== Task brief ==
Retype, please, the listing from its opening line through the line that contains "const grid = 'border-[#c8cdda]';", both included, without the pictures.

== Exercise material ==
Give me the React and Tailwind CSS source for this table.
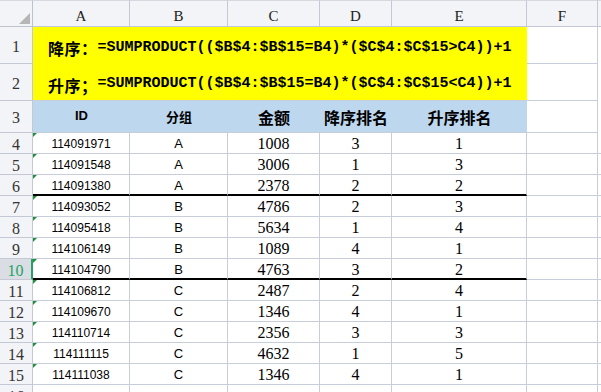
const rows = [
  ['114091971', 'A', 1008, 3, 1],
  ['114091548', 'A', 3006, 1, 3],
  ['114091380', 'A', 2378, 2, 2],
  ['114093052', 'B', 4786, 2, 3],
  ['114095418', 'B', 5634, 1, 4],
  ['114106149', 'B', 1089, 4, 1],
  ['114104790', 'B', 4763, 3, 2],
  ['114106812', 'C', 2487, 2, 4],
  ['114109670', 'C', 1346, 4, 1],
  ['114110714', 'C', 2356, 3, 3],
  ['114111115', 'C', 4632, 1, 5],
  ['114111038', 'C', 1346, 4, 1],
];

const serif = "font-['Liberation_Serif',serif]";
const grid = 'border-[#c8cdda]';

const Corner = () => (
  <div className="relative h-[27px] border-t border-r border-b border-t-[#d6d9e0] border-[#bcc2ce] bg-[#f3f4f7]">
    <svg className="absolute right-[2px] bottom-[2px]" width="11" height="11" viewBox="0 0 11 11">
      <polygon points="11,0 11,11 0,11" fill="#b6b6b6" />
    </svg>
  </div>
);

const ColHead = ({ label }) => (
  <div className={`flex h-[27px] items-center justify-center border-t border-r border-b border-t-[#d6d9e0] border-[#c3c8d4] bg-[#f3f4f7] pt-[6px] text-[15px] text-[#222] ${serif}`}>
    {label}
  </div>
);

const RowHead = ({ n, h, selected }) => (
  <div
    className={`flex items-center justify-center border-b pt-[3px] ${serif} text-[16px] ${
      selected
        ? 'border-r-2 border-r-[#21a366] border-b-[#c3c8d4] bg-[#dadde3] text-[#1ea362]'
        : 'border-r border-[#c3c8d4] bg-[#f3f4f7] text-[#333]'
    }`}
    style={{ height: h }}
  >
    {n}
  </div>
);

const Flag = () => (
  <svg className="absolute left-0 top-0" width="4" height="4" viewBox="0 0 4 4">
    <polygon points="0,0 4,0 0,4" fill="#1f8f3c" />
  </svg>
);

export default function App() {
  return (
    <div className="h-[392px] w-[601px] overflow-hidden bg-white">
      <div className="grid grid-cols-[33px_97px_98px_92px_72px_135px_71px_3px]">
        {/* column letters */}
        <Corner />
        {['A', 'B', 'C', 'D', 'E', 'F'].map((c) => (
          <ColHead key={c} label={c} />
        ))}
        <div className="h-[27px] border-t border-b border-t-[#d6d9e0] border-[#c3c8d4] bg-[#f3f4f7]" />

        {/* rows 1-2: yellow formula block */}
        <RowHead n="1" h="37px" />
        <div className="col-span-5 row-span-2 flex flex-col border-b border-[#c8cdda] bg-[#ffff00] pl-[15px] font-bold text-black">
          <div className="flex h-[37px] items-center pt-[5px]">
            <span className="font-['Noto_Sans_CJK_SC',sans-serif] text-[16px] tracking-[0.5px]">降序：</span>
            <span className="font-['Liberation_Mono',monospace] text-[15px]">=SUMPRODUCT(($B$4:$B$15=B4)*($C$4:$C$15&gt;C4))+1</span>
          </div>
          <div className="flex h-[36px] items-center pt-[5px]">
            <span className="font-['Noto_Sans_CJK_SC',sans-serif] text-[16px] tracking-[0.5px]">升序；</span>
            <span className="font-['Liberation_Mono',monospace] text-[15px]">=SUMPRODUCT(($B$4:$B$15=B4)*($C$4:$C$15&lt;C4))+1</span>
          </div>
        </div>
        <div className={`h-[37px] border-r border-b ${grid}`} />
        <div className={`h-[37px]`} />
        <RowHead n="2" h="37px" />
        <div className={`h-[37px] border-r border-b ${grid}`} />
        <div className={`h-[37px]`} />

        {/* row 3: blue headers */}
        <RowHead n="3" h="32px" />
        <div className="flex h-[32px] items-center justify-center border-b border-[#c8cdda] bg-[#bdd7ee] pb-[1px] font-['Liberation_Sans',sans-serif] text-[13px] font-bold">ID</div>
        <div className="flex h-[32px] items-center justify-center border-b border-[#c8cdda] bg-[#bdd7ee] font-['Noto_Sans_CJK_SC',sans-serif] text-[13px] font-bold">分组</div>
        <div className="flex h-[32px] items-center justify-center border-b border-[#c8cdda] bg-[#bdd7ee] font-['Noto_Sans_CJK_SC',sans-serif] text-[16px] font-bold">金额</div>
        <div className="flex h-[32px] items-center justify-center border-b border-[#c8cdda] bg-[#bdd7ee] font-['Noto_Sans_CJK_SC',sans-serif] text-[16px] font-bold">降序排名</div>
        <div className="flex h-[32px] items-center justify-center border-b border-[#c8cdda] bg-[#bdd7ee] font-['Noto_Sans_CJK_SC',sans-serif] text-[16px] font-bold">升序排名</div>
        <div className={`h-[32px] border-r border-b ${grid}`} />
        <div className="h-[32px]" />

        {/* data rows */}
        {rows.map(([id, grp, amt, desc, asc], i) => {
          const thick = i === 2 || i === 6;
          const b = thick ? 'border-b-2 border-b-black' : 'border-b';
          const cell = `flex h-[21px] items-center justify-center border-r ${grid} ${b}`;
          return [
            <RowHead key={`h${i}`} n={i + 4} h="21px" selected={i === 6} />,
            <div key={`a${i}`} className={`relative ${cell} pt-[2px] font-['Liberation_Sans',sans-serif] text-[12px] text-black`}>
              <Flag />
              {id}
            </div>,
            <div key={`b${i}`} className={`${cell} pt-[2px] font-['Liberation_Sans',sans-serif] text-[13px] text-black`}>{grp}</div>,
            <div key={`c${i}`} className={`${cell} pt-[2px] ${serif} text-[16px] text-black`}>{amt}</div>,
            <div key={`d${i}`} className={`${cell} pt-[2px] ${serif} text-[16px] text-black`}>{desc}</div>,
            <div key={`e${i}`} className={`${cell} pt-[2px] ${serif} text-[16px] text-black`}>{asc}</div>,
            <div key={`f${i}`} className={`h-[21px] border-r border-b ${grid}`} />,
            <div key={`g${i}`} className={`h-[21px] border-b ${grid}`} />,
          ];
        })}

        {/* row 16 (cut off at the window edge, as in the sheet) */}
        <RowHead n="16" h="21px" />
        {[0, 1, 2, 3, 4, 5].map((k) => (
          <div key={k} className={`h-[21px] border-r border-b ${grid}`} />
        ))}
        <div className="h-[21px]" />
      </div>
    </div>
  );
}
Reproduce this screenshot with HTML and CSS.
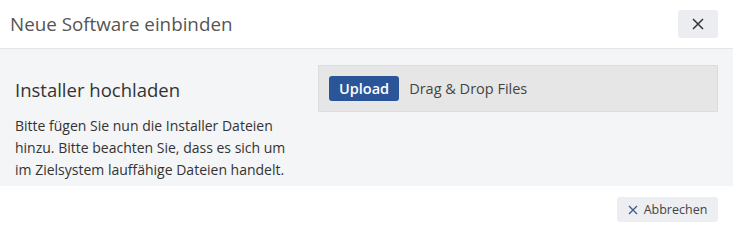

== Output for this task ==
Give me the React and Tailwind CSS source for this table.
const rows = [
  ['114091971', 'A', 1008, 3, 1],
  ['114091548', 'A', 3006, 1, 3],
  ['114091380', 'A', 2378, 2, 2],
  ['114093052', 'B', 4786, 2, 3],
  ['114095418', 'B', 5634, 1, 4],
  ['114106149', 'B', 1089, 4, 1],
  ['114104790', 'B', 4763, 3, 2],
  ['114106812', 'C', 2487, 2, 4],
  ['114109670', 'C', 1346, 4, 1],
  ['114110714', 'C', 2356, 3, 3],
  ['114111115', 'C', 4632, 1, 5],
  ['114111038', 'C', 1346, 4, 1],
];

const serif = "font-['Liberation_Serif',serif]";
const grid = 'border-[#c8cdda]';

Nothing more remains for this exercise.